The statute does not define the word "impaired," but N.J.S.A. 1:1-1 requires that words in a statute "be read and construed with their context, and shall . . . be given their generally accepted meaning . . . ." The legislative history does not does not mention this word. We therefore resort to the dictionary definition of "impaired." See In re Taylor, 196 N.J. 162, 172-73 (2008) (dictionary definition to be used where legislature has not defined the term in question). The Oxford English Dictionary defines "impaired" to mean "rendered worse; injured in amount, quality, or value; deteriorated, weakened, damaged." Definition of Impaired, Oxford English Dictionary, http://www.oed.com/view/Entry/92051 (last visited April 24, 2015).

Defendant argues the Division failed to prove that by spending money on substances rather than on food, electricity and shelter she impaired or placed the children's physical, mental or emotional condition in imminent danger. She also argued the Division did not prove her use of substances placed the children at substantial risk of harm. We agree.

The court did not fault the mother for not having electricity in her home, but it did find she abused and neglected the children because she spent money on substances instead of food, shelter, and electricity. First, there is no evidence the children ever went without food or shelter. Although they did live in temporary quarters, there is no evidence they suffered any impairment as a result. In fact, the Division found the neighbor's and aunt's homes suitable for the children.

As for the trial court's finding defendant abused and neglected the children because she spent money on substances rather than on the electric bill while simultaneously finding she was not at fault for failing to provide electricity there was no evidence of the amount of money defendant spent on beer and marijuana. Without such evidence there was no basis to assume defendant would have been able to pay the electric bill had she not spent money on substances. Stated another way, there was no evidence defendant, who was clearly impoverished, was financially able to but refused to pay the electric bill. Moreover, although it was undoubtedly inconvenient to live without electricity for, at most, two to three weeks, and then be uprooted and forced to move, nevertheless, the children were never impaired as that term is defined.

As for using substances, our Supreme Court has recognized that using an illicit substance, without more, does not establish abuse and neglect. See N.J. Div. of Youth and Family Services v. A.L., 213 N.J. 1, 24 (2013). Neither does the mere use of alcohol. While the use of marijuana in our state is illegal and, under certain circumstances, the use or being under the influence of alcohol may also be illegal, nevertheless "Title 9 is not intended to extend to all parents who imbibe illegal substances at any time." N.J. Div. of Youth and Family Servs. v. V.T., 423 N.J. Super. 320, 331 (App. Div. 2011). We have recognized that not only is an addiction to substances difficult to remediate, but also the failure to overcome an addiction to substances does not automatically equate to child abuse or neglect. Ibid.

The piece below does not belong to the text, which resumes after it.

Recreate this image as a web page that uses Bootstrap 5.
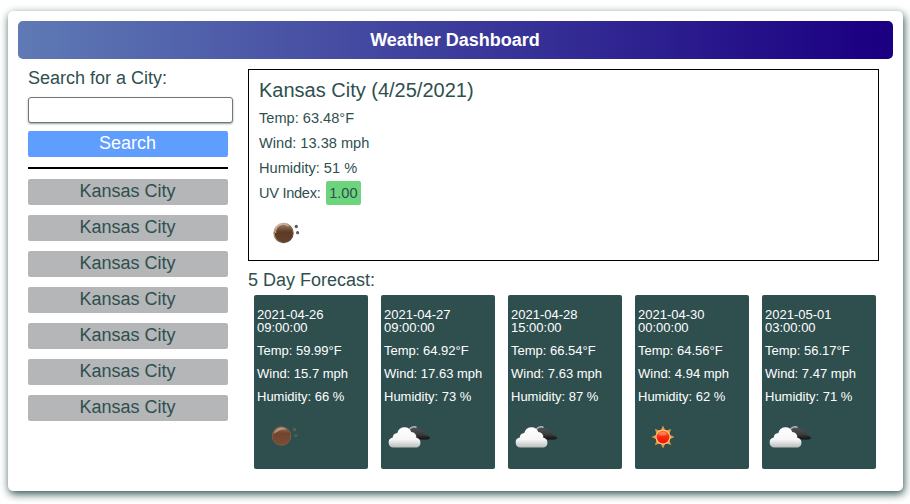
<!DOCTYPE html>
<html lang="en">
<head>
<meta charset="utf-8">
<meta name="viewport" content="width=device-width, initial-scale=1">
<title>Weather Dashboard</title>
<link href="https://cdn.jsdelivr.net/npm/bootstrap@5.3.0/dist/css/bootstrap.min.css" rel="stylesheet">
<style>
  body { font-family: "Liberation Sans", Arial, sans-serif; color: #2f4f4f; font-size: 18px; line-height: 20px; background: #fff; min-height: 504px; padding: 11px 7px 13px 8px; }
  .dash { height: 480px; padding: 10px; border-radius: 5px; box-shadow: 1px 3px 9px #2f4f4f; background: #fff; }
  .dash-title { height: 38px; border-radius: 5px; background: linear-gradient(to right, #5f7ab5, #1b0082 98%); font-size: 18px; font-weight: 700; color: #fff; padding-right: 1px; }
  .side { width: 200px; margin-left: 10px; padding-top: 9px; }
  .city-input { width: 205px; height: 26px; padding: 2px 6px; border: 1px solid #767676; border-radius: 3px; box-shadow: 0 1px 2px #2f4f4f88; margin-top: 9px; }
  .side-btn { height: 26px; border-radius: 2px; font-size: 18px; line-height: 22px; padding: 0 1px 2px 0; }
  .search-btn { background: #5f9dff; color: #fff; margin-top: 8px; }
  .side-rule { height: 2px; background: #000; margin: 10px 0; }
  .city-list { gap: 10px; }
  .city-btn { background: #b4b6b8; color: #2f4f4f; }
  .main-col { width: 631px; margin-left: 20px; padding-top: 10px; }
  .today { height: 192px; border: 1px solid #000; padding: 9px 10px; font-size: 14.6px; }
  .today h2 { font-size: 20px; line-height: 22px; margin: 0 0 7px; }
  .today p { margin: 0 0 5px; line-height: 20px; }
  .uv-label { letter-spacing: -.3px; }
  .uv { background: #6dd47e; border-radius: 2px; padding: 4px 3px; margin-left: 2px; }
  .today svg { margin: 4px 0 0 -1px; }
  .forecast-title { font-size: 18px; line-height: 20px; margin: 9px 0 5px; }
  .day { width: 114px; height: 174px; padding: 13px 3px 0; border-radius: 2px; background: #2f4f4f; color: #fff; font-size: 13px; line-height: 13px; }
  .day p { margin: 0 0 10px; }
  .day svg { margin-top: -2px; }
  .days { gap: 13px; margin-left: 6px; }
</style>
</head>
<body>
<svg width="0" height="0" class="position-absolute" aria-hidden="true">
  <defs>
    <linearGradient id="gMoon" x1="0" y1="0" x2="0" y2="1"><stop offset="0" stop-color="#a28267"/><stop offset=".45" stop-color="#5b3a26"/><stop offset="1" stop-color="#65412a"/></linearGradient>
    <linearGradient id="gMoonDim" x1="0" y1="0" x2="0" y2="1"><stop offset="0" stop-color="#9b755e"/><stop offset=".35" stop-color="#70452c"/><stop offset="1" stop-color="#7a4d33"/></linearGradient>
    <linearGradient id="gRim" x1="0" y1="0" x2="1" y2="1"><stop offset="0" stop-color="#e3cdb9"/><stop offset=".5" stop-color="#8d6b50"/><stop offset="1" stop-color="#4a3023"/></linearGradient>
    <linearGradient id="gCloud" x1="0" y1="0" x2="0" y2="1"><stop offset="0" stop-color="#fff"/><stop offset=".6" stop-color="#f7f7f7"/><stop offset="1" stop-color="#b9bcbc"/></linearGradient>
    <linearGradient id="gDark" x1="0" y1="0" x2="0" y2="1"><stop offset="0" stop-color="#55565a"/><stop offset=".6" stop-color="#3d3c3e"/><stop offset="1" stop-color="#111"/></linearGradient>
    <linearGradient id="gSun" x1="0" y1="0" x2="0" y2="1"><stop offset="0" stop-color="#ff7a35"/><stop offset=".5" stop-color="#f52a0c"/><stop offset="1" stop-color="#fa0d00"/></linearGradient>
    <symbol id="moon" viewBox="0 0 50 50">
      <circle cx="25.500" cy="25" r="9.600" fill="url(#gMoon)" stroke="url(#gRim)" stroke-width="1.200"/>
      <path d="M17.600 25a7.900 7.900 0 0 1 13-6.800" fill="none" stroke="#dfc9b6" stroke-width="1.300" opacity=".7"/>
      <circle cx="38.300" cy="18.500" r="1.700" fill="#5e5e5e"/><circle cx="39.600" cy="24.700" r="1.600" fill="#5e5e5e"/>
    </symbol>
    <symbol id="moonDim" viewBox="0 0 50 50">
      <circle cx="24.500" cy="25" r="9.300" fill="url(#gMoonDim)" stroke="#80604d" stroke-width=".8"/>
      <path d="M16.500 23a8.200 8.200 0 0 1 13-4.700q-6 0-9 2.200t-4 2.500z" fill="#d0b29d" opacity=".65"/>
      <circle cx="37.500" cy="18.500" r="1.700" fill="#5c5c57"/><circle cx="39" cy="24.500" r="1.500" fill="#5c5c57"/>
    </symbol>
    <symbol id="clouds" viewBox="0 0 50 50">
      <path d="M24 19a6.600 6.600 0 0 1 11-.8 7 7 0 0 1 6.700 5.800c1.700.2 4.300 1.300 4.300 2.800 0 1.300-1.200 1.700-2.500 1.700H31z" fill="url(#gDark)"/>
      <path d="M25 19a5.600 5.600 0 0 1 7.500-2.700" fill="none" stroke="#b8bcbe" stroke-width="1.300"/>
      <path d="M9.500 36.500a5 5 0 0 1-.8-9.900 5 5 0 0 1 4.600-4.600 7.300 7.300 0 0 1 14-1 5 5 0 0 1 5 5.800 5 5 0 0 1 .6 9.700z" fill="url(#gCloud)"/>
    </symbol>
    <symbol id="sun" viewBox="0 -1 50 50">
      <path d="M25 13.500L27.400 18.800 33.100 16.900 31.200 22.600 36.500 25 31.200 27.400 33.100 33.100 27.400 31.200 25 36.500 22.600 31.200 16.900 33.100 18.800 27.400 13.500 25 18.800 22.600 16.900 16.900 22.600 18.800z" fill="#e09a42"/>
      <circle cx="25" cy="25" r="7.500" fill="#ffd08a"/>
      <circle cx="25" cy="25" r="6.500" fill="url(#gSun)"/>
      <ellipse cx="24.500" cy="21.700" rx="4" ry="1.800" fill="#ffbf86" opacity=".4"/>
    </symbol>
  </defs>
</svg>

<div class="dash">
  <header class="dash-title d-flex align-items-center justify-content-center">Weather Dashboard</header>
  <div class="d-flex">
    <aside class="side flex-shrink-0">
      <label for="city" class="d-block">Search for a City:</label>
      <input id="city" type="text" class="city-input d-block">
      <button class="btn side-btn search-btn w-100 border-0 d-block">Search</button>
      <div class="side-rule"></div>
      <div class="city-list d-grid">
        <button class="btn side-btn city-btn border-0">Kansas City</button>
        <button class="btn side-btn city-btn border-0">Kansas City</button>
        <button class="btn side-btn city-btn border-0">Kansas City</button>
        <button class="btn side-btn city-btn border-0">Kansas City</button>
        <button class="btn side-btn city-btn border-0">Kansas City</button>
        <button class="btn side-btn city-btn border-0">Kansas City</button>
        <button class="btn side-btn city-btn border-0">Kansas City</button>
      </div>
    </aside>
    <main class="main-col flex-shrink-0">
      <section class="today">
        <h2 class="fw-normal">Kansas City (4/25/2021)</h2>
        <p>Temp: 63.48°F</p>
        <p>Wind: 13.38 mph</p>
        <p>Humidity: 51 %</p>
        <p><span class="uv-label">UV Index: </span><span class="uv">1.00</span></p>
        <svg class="d-block" width="50" height="50"><use href="#moon"/></svg>
      </section>
      <h3 class="forecast-title fw-normal">5 Day Forecast:</h3>
      <div class="days d-flex">
        <div class="day"><p>2021-04-26<br>09:00:00</p><p>Temp: 59.99°F</p><p>Wind: 15.7 mph</p><p>Humidity: 66 %</p><svg class="d-block" width="50" height="50"><use href="#moonDim"/></svg></div>
        <div class="day"><p>2021-04-27<br>09:00:00</p><p>Temp: 64.92°F</p><p>Wind: 17.63 mph</p><p>Humidity: 73 %</p><svg class="d-block" width="50" height="50"><use href="#clouds"/></svg></div>
        <div class="day"><p>2021-04-28<br>15:00:00</p><p>Temp: 66.54°F</p><p>Wind: 7.63 mph</p><p>Humidity: 87 %</p><svg class="d-block" width="50" height="50"><use href="#clouds"/></svg></div>
        <div class="day"><p>2021-04-30<br>00:00:00</p><p>Temp: 64.56°F</p><p>Wind: 4.94 mph</p><p>Humidity: 62 %</p><svg class="d-block" width="50" height="50"><use href="#sun"/></svg></div>
        <div class="day"><p>2021-05-01<br>03:00:00</p><p>Temp: 56.17°F</p><p>Wind: 7.47 mph</p><p>Humidity: 71 %</p><svg class="d-block" width="50" height="50"><use href="#clouds"/></svg></div>
      </div>
    </main>
  </div>
</div>
<script src="https://cdn.jsdelivr.net/npm/bootstrap@5.3.0/dist/js/bootstrap.bundle.min.js"></script>
</body>
</html>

Here, while defendant drank the equivalent of two beers a day and smoked an unspecified quantity of marijuana, the children were not harmed and there is no competent evidence she placed them at a substantial risk of harm while they were under her sole supervision. To the contrary, the Division's investigation consistently revealed that not only were the neighbor's and aunt's homes adequate, but also the children received proper care.

There being no basis to find defendant abused and neglected the children under N.J.S.A. 9:6-8.21(c)(4)(a) or (b), we are constrained to reverse.

Reversed.


1 This is equivalent to two servings of beer; a serving of beer is twelve ounces. See What is a Standard Drink,

National Institute on Alcohol Abuse and Alcoholism, National Institutes of Health, U.S. Department of Health and Human Services, http://www.niaaa.nih.gov/alcohol-health/overview-alcohol-consumption/what-standard-drink (last visited April 27, 2015).

2 The record reveals defendant did complete substance abuse treatment and, as of June 12, 2013, had eleven negative drug screens. She was reunited with the children and the litigation was terminated on November 12, 2013.

3 The law guardian argued the Division failed to prove defendant abused and neglected the children.